New York: Much like skin cells, taste cells regenerate, or turn over about every 10 days, says a study.
This could probably explain why there are no devastating diseases directly associated with taste, said neuroscientist David Hill from the University of Virginia.
People are less likely to get back brain cells that may have burned out, but there are no such threats associated with burning taste cells and they are likely to regain normal sense of taste within days, the researchers noted.
"Brain cells generally do not regenerate, which is why diseases such as Alzheimer's are so devastating," Hill said.
"However, some hope for understanding the way neurons may regenerate may come from studies of the olfactory system. Olfactory receptor neurons are constantly dying and being replaced, which can give researchers new understanding of how these neurons are able to regenerate," Hill said.
"What we learn from the taste system can be applied broadly to our understanding of neurology," he added.
What we view as the sense of taste is actually a combination of smell, taste and texture, with smell playing a major role.

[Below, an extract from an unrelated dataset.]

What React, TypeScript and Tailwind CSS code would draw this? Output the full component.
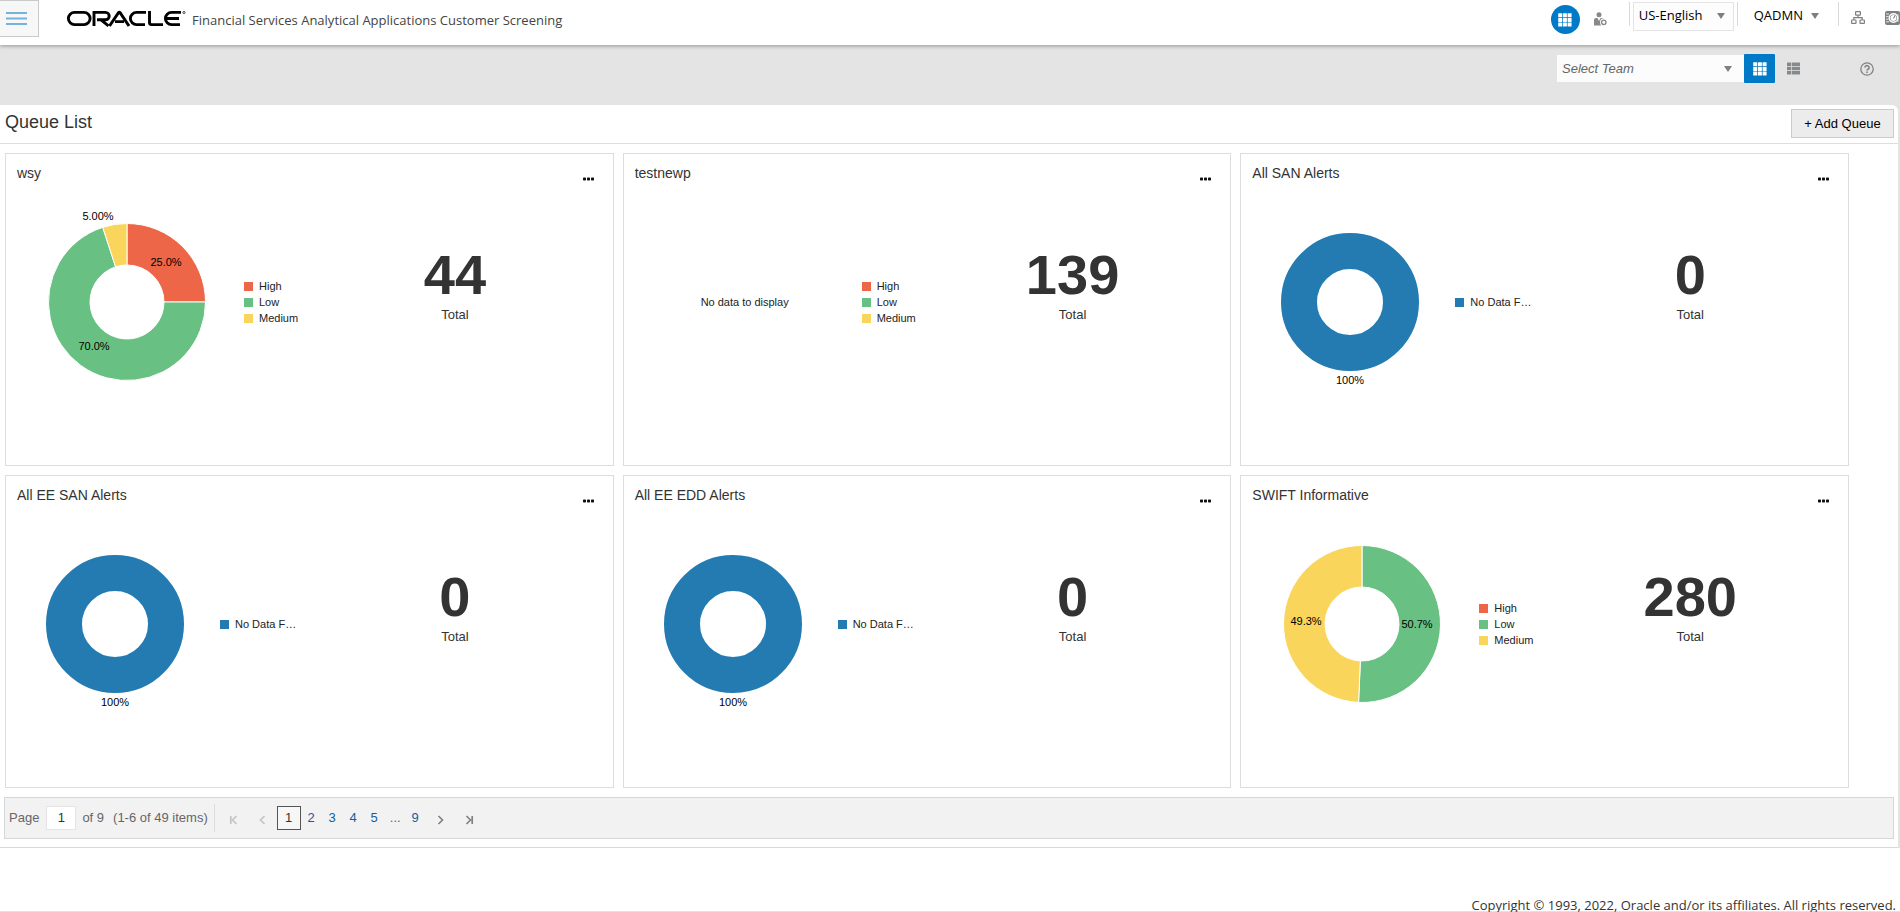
import React from "react";

const COLORS = { High: "#ed6647", Low: "#68c182", Medium: "#fad55c", None: "#237bb1" };

type Slice = { value: number; color: string };
type Label = { x: number; y: number; text: string };
type Chart = { width: number; radius: number; inner: number; slices: Slice[]; labels: Label[] };
type LegendItem = { name: string; color: string };
type Queue = { title: string; total: number; chart: Chart | null; legend: LegendItem[] };

const priorityLegend: LegendItem[] = [
  { name: "High", color: COLORS.High },
  { name: "Low", color: COLORS.Low },
  { name: "Medium", color: COLORS.Medium },
];

const emptyLegend: LegendItem[] = [{ name: "No Data F…", color: COLORS.None }];

const emptyChart: Chart = {
  width: 136,
  radius: 69,
  inner: 33,
  slices: [{ value: 100, color: COLORS.None }],
  labels: [{ x: 0, y: 82, text: "100%" }],
};

const queues: Queue[] = [
  {
    title: "wsy",
    total: 44,
    legend: priorityLegend,
    chart: {
      width: 160,
      radius: 78,
      inner: 37,
      slices: [
        { value: 25, color: COLORS.High },
        { value: 70, color: COLORS.Low },
        { value: 5, color: COLORS.Medium },
      ],
      labels: [
        { x: 39, y: -36, text: "25.0%" },
        { x: -33, y: 48, text: "70.0%" },
        { x: -29, y: -82, text: "5.00%" },
      ],
    },
  },
  { title: "testnewp", total: 139, legend: priorityLegend, chart: null },
  { title: "All SAN Alerts", total: 0, legend: emptyLegend, chart: emptyChart },
  { title: "All EE SAN Alerts", total: 0, legend: emptyLegend, chart: emptyChart },
  { title: "All EE EDD Alerts", total: 0, legend: emptyLegend, chart: emptyChart },
  {
    title: "SWIFT Informative",
    total: 280,
    legend: priorityLegend,
    chart: {
      width: 160,
      radius: 78,
      inner: 37,
      slices: [
        { value: 50.7, color: COLORS.Low },
        { value: 49.3, color: COLORS.Medium },
      ],
      labels: [
        { x: 55, y: 4, text: "50.7%" },
        { x: -56, y: 1, text: "49.3%" },
      ],
    },
  },
];

function arcPath(start: number, end: number, r: number, inner: number) {
  const point = (fraction: number, radius: number) => {
    const angle = fraction * 2 * Math.PI - Math.PI / 2;
    return `${radius * Math.cos(angle)} ${radius * Math.sin(angle)}`;
  };
  const large = end - start > 0.5 ? 1 : 0;
  return `M${point(start, r)} A${r} ${r} 0 ${large} 1 ${point(end, r)} L${point(end, inner)} A${inner} ${inner} 0 ${large} 0 ${point(start, inner)} Z`;
}

function Donut({ chart, title }: { chart: Chart; title: string }) {
  const { width, radius: r, inner, slices, labels } = chart;
  let sum = 0;
  return (
    <svg
      role="img"
      aria-label={title}
      width={width}
      height={r * 2}
      viewBox={`${-width / 2} ${-r} ${width} ${r * 2}`}
      className="shrink-0 overflow-visible"
    >
      {slices.length === 1 ? (
        <circle r={(r + inner) / 2} fill="none" stroke={slices[0].color} strokeWidth={r - inner} />
      ) : (
        slices.map((s) => {
          const start = sum / 100;
          sum += s.value;
          return (
            <path key={s.color} d={arcPath(start, sum / 100, r + 0.5, inner)} fill={s.color} stroke="#fff" strokeWidth="1" />
          );
        })
      )}
      {labels.map((l) => (
        <text key={l.text} x={l.x} y={l.y} textAnchor="middle" fill="#000" className="text-[11px]">
          {l.text}
        </text>
      ))}
    </svg>
  );
}

function QueueCard({ queue }: { queue: Queue }) {
  return (
    <article className="h-[313px] border border-[#dcdddf] bg-white">
      <header className="flex h-12 items-start justify-between pt-[9px] pr-[19px] pl-[11px]">
        <h2 className="text-sm text-[#333]">{queue.title}</h2>
        <button type="button" aria-label={`Actions for ${queue.title}`} className="mt-[14px] flex h-1">
          <svg width="11" height="4" viewBox="0 0 11 4" fill="#111">
            <rect x="0" y="0.5" width="3" height="3" rx="0.7" />
            <rect x="4" y="0.5" width="3" height="3" rx="0.7" />
            <rect x="8" y="0.5" width="3" height="3" rx="0.7" />
          </svg>
        </button>
      </header>
      <div className="grid h-[200px] grid-cols-[48%_52%]">
        <div className="flex items-center gap-[37px] pl-[41px]">
          {queue.chart ? (
            <Donut chart={queue.chart} title={queue.title} />
          ) : (
            <p className="w-[160px] shrink-0 text-center text-[11px] text-[#222]">No data to display</p>
          )}
          <ul className="shrink-0 text-[11px] leading-4 text-[#222]">
            {queue.legend.map((item) => (
              <li key={item.name} className="flex items-center gap-[6px]">
                <span className="size-[9px]" style={{ backgroundColor: item.color }} />
                {item.name}
              </li>
            ))}
          </ul>
        </div>
        <div className="flex flex-col items-center justify-center pb-8 text-[#333]">
          <strong className="text-[56px] leading-[56px] font-bold">{queue.total}</strong>
          <span className="mt-0.5 text-[13px] leading-5">Total</span>
        </div>
      </div>
    </article>
  );
}

function GridIcon() {
  return (
    <svg width="14" height="14" viewBox="0 0 14 14" fill="#fff">
      {[0.2, 4.9, 9.6].map((y) =>
        [0.2, 4.9, 9.6].map((x) => <rect key={`${x}-${y}`} x={x} y={y} width="4" height="4" rx="0.3" />)
      )}
    </svg>
  );
}

function Caret() {
  return (
    <svg width="8" height="6" viewBox="0 0 8 6" fill="#7d8083" className="shrink-0">
      <path d="M0 0h8L4 6z" />
    </svg>
  );
}

function OracleLogo() {
  return (
    <svg width="120" height="17" viewBox="0 0 120 17" fill="none" stroke="#000" strokeWidth="2.9" role="img" aria-label="Oracle">
      <path d="M8.5 2.4h9.5a6.1 6.1 0 0 1 0 12.2H8.5a6.1 6.1 0 0 1 0-12.2z" />
      <path d="M28 16V2.4h11.5a3.7 3.7 0 0 1 0 7.4H31M35 9.8l7.5 6" />
      <path d="M43.5 16l9-13.4q.8-1 1.6 0L63 16M49 11.6h9" />
      <path d="M80 2.4h-9.5a6.1 6.1 0 0 0 0 12.2H79" />
      <path d="M83.5 1v11.5q0 2.1 2.1 2.1H97" />
      <path d="M115 2.4h-9.5a6.1 6.1 0 0 0 0 12.2H114M100.5 8.500H113" />
      <circle cx="118" cy="2.5" r="1.1" strokeWidth="0.7" />
    </svg>
  );
}

function PageArrow({ label, path, disabled }: { label: string; path: string; disabled?: boolean }) {
  return (
    <button type="button" aria-label={label} disabled={disabled} className="flex w-[9px] justify-center pt-1">
      <svg width="9" height="10" viewBox="0 0 9 10" fill="none" strokeWidth="1.7" stroke={disabled ? "#c2c4c6" : "#808386"}>
        <path d={path} />
      </svg>
    </button>
  );
}

export default function App() {
  return (
    <div className="flex min-h-screen flex-col bg-white font-['Liberation_Sans',Arial,sans-serif] text-[13px] text-[#333]">
      <header className="relative z-10 flex h-[45px] items-start bg-white shadow-[0_1px_4px_rgba(0,0,0,0.35)]">
        <button type="button" aria-label="Menu" className="flex h-[37px] w-[39px] items-center border border-l-0 border-[#c8cacc] bg-[#f7f7f7] pl-1.5">
          <svg width="21" height="13" viewBox="0 0 21 13" fill="#74b3da">
            <path d="M0 0h21v2H0zM0 5.500h21v2H0zM0 11h21v2H0z" />
          </svg>
        </button>
        <div className="flex items-start gap-1.5 pt-2.5 pl-[27px]">
          <OracleLogo />
          <h1 className="font-['Open_Sans',sans-serif] text-[13px] leading-5 text-[#444]">
            Financial Services Analytical Applications Customer Screening
          </h1>
        </div>
        <nav className="ml-auto flex shrink-0 items-start font-['Open_Sans',sans-serif] text-[13px] text-black">
          <button type="button" aria-label="Applications" className="mt-[5px] flex size-[29px] items-center justify-center rounded-full bg-[#0079c6]">
            <GridIcon />
          </button>
          <button type="button" aria-label="User administration" className="mt-3 ml-3.5">
            <svg width="13" height="14" viewBox="0 0 13 14" fill="#868a8d">
              <circle cx="5" cy="2.8" r="2.5" />
              <path d="M0 13.500V8Q0 6 2 6h1.500l1.500 3 1.500-3H8q.8 0 1.300.5A3.700 3.700 0 0 0 6 10.200q0 1.900 1.200 3.300z" />
              <circle cx="9.8" cy="10.3" r="2.2" fill="none" stroke="#868a8d" strokeWidth="1.4" />
            </svg>
          </button>
          <span className="mt-0.5 ml-[22px] h-6 w-px bg-[#d9d9d9]" />
          <button type="button" className="mt-0.5 ml-[3px] flex h-[29px] w-[101px] items-center justify-between border border-[#e4e4e4] bg-[#fdfdfd] pr-2 pb-0.5 pl-[5px]">
            US-English <Caret />
          </button>
          <span className="mt-0.5 ml-[3px] h-6 w-px bg-[#d9d9d9]" />
          <button type="button" className="mt-0.5 ml-4 flex h-[29px] items-center gap-2 pb-0.5">
            QADMN <Caret />
          </button>
          <span className="mt-0.5 ml-[19px] h-6 w-px bg-[#d9d9d9]" />
          <button type="button" aria-label="Hierarchy" className="mt-[11px] ml-3">
            <svg width="14" height="13" viewBox="0 0 14 13" fill="none" stroke="#7d8083" strokeWidth="1.2">
              <rect x="4.6" y="0.6" width="4.8" height="3.6" rx="0.5" />
              <rect x="0.6" y="9" width="4.4" height="3.4" rx="0.5" />
              <rect x="9" y="9" width="4.4" height="3.4" rx="0.5" />
              <path d="M7 4.200v2.300M2.800 9V6.600h8.400V9" />
            </svg>
          </button>
          <button type="button" aria-label="Scheduler" className="mt-[11px] ml-5">
            <svg width="15" height="14" viewBox="0 0 15 14" fill="#7d8083">
              <rect x="0" y="0" width="15" height="14" rx="2" />
              <path d="M1 3h3M1 5.600h2.500M1 8.200h2.500M1 10.800h3" stroke="#fff" strokeWidth="0.8" />
              <circle cx="8.500" cy="7" r="4.300" fill="none" stroke="#fff" strokeWidth="1.4" />
              <circle cx="8.500" cy="7" r="3" fill="#fff" />
              <path d="M8.500 7.400l1.600-2.800" stroke="#7d8083" strokeWidth="1.1" />
              <path d="M13 3v8" stroke="#fff" strokeWidth="0.7" />
            </svg>
          </button>
        </nav>
      </header>

      <section className="flex h-[60px] items-start justify-end bg-[#e4e4e4] pt-[9px] pr-[26px]">
        <button type="button" className="mt-px flex h-[27px] w-[187px] items-center justify-between bg-[#fcfcfc] pr-3 pl-[5px] text-[13px] text-[#666] italic">
          Select Team <Caret />
        </button>
        <button type="button" aria-label="Card view" className="flex h-[29px] w-[31px] items-center justify-center rounded-[1px] bg-[#0079c6]">
          <GridIcon />
        </button>
        <button type="button" aria-label="List view" className="mt-2 ml-3">
          <svg width="13" height="13" viewBox="0 0 13 13" fill="#868a8d">
            <path d="M0 0.500h4v3.500H0zM4.700 0.500H13v3.500H4.700zM0 4.700h4v3.500H0zM4.700 4.700H13v3.500H4.700zM0 8.900h4v3.500H0zM4.700 8.900H13v3.500H4.700z" />
          </svg>
        </button>
        <button type="button" aria-label="Help" className="mt-2 ml-[60px]">
          <svg width="14" height="14" viewBox="0 0 14 14" fill="none" stroke="#808386" strokeWidth="1.3">
            <circle cx="7" cy="7" r="6.2" />
            <path d="M4.900 5.600a2.100 2 0 1 1 3.200 1.700q-1.100.5-1.100 1.300" strokeWidth="1.6" />
            <path d="M7 9.600v1.500" strokeWidth="1.600" />
          </svg>
        </button>
      </section>

      <div className="bg-[#e4e4e4] pr-0.5">
        <main className="rounded-tr-md border-b border-[#d6d9db] bg-white">
          <div className="flex h-[39px] items-start justify-between border-b border-[#dcdddf] pt-1 pr-1 pl-[5px]">
            <h2 className="text-lg leading-[26px] text-[#333]">Queue List</h2>
            <button type="button" className="h-[29px] w-[103px] border border-[#c9cbcd] bg-[#ececec] text-[13px] leading-6 text-black">
              + Add Queue
            </button>
          </div>
          <div className="grid grid-cols-3 gap-[9px] pt-[9px] pr-[49px] pb-[9px] pl-[5px]">
            {queues.map((q) => (
              <QueueCard key={q.title} queue={q} />
            ))}
          </div>
          <nav aria-label="Pagination" className="mr-1 mb-2 ml-1 flex h-[42px] items-start border border-[#d6d7d9] bg-[#f2f2f2] pt-2 pl-1 text-[13px] leading-6 text-[#666]">
            <label htmlFor="page">Page</label>
            <input id="page" defaultValue="1" className="ml-[7px] h-6 w-[30px] border border-[#e4e4e4] bg-white text-center text-[#333]" />
            <span className="ml-[6px]">of 9</span>
            <span className="ml-[9px]">(1-6 of 49 items)</span>
            <span className="-mt-0.5 ml-[6px] h-7 w-px bg-[#dcdcdc]" />
            <div className="flex items-center text-[#145c9e]">
              <span className="ml-3.5 flex"><PageArrow label="First page" path="M1.800 1v8M7.500 1l-4 4 4 4" disabled /></span>
              <span className="ml-5 flex"><PageArrow label="Previous page" path="M6.500 1l-4 4 4 4" disabled /></span>
              <button type="button" aria-current="page" className="ml-2.5 h-6 w-6 border border-[#555] bg-[#f7f7f7] text-center leading-5 text-[#333]">
                1
              </button>
              {["2", "3", "4", "5"].map((n) => (
                <a key={n} href="#" className="w-[21px] text-center">
                  {n}
                </a>
              ))}
              <span className="w-[21px] text-center text-[#666]">...</span>
              <a href="#" className="w-[19px] text-center">
                9
              </a>
              <span className="ml-[11px] flex"><PageArrow label="Next page" path="M2.500 1l4 4-4 4" /></span>
              <span className="ml-5 flex"><PageArrow label="Last page" path="M7.200 1v8M1.500 1l4 4-4 4" /></span>
            </div>
          </nav>
        </main>
      </div>

      <footer className="mt-auto flex h-5 items-end justify-end border-b border-[#dfe3e6] pr-1 font-['Open_Sans',sans-serif] text-[13px] leading-3 text-[#333]">
        Copyright © 1993, 2022, Oracle and/or its affiliates. All rights reserved.
      </footer>
    </div>
  );
}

A single taste bud can have dozens of receptor cells that send signals of sour, sweet, salty and bitter through nerve channels to the brain.
"Some medicines can compromise the sense of taste, but no life-changing diseases occur with this sense in the way that there are so many diseases associated with the brain, with hearing, sight and even the sense of touch," he said.
The new finding on the mouse taste system was published in The Journal of Neuroscience.